Boating: There are more than 750,000 registered boats in Minnesota, according to the National Marine Manufacturers Association (NMMA). We’re fourth in boat ownership, after California, Florida and Michigan. Residents spent $662 million on a new powerboat, engine, trailer or accessories last year. That and other related spending and jobs add up to more than $5 billion in economic activity tied to recreational boating, according to the NMMA.

Amateur hockey: Minnesota is home to the most hockey players (55,000, mostly kids), and produces the most U.S.-born professional hockey players (240 in 2016), according to the United States of Hockey. It amounts to a $100 million-a-year industry in this state, according to a TCB analysis of the sport, “Price of Ice,” in November 2011 (online at bit.ly/2dDBjbk).

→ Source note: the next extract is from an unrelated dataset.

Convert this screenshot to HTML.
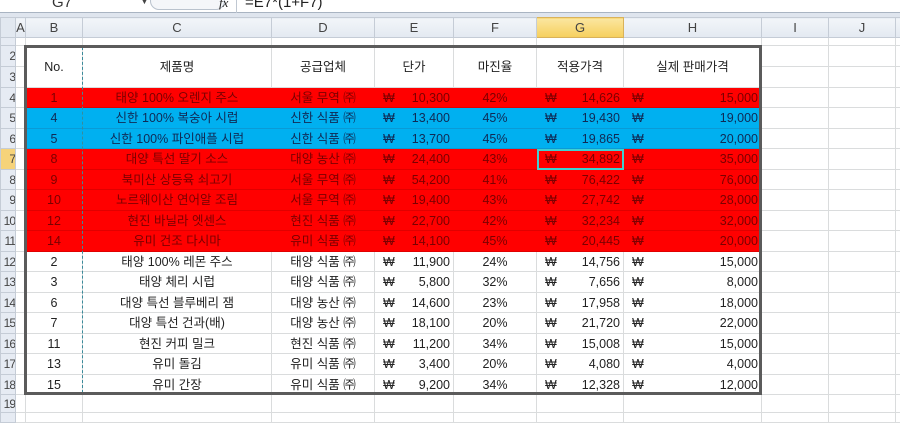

There’s much more, of course, including hunting and fishing (Minnesota ranks third-best for bass fishing); cross country skiing (we rank No. 3 on Outside Magazine’s list of America’s Nordic Skiing Meccas); and hiking, bicycling, running and walking (Minneapolis ranks No. 1 in the country for its parks, according to the Trust for Public Land).

Few other places in the country have all of this to offer. And none tops sporting-related lists in so many ways. Food for thought as you finish winterizing your boat, putting away your camping gear, tuning up your snowmobiles and skis, organizing your ice fishing equipment or scheduling your next hockey, football or basketball game to attend.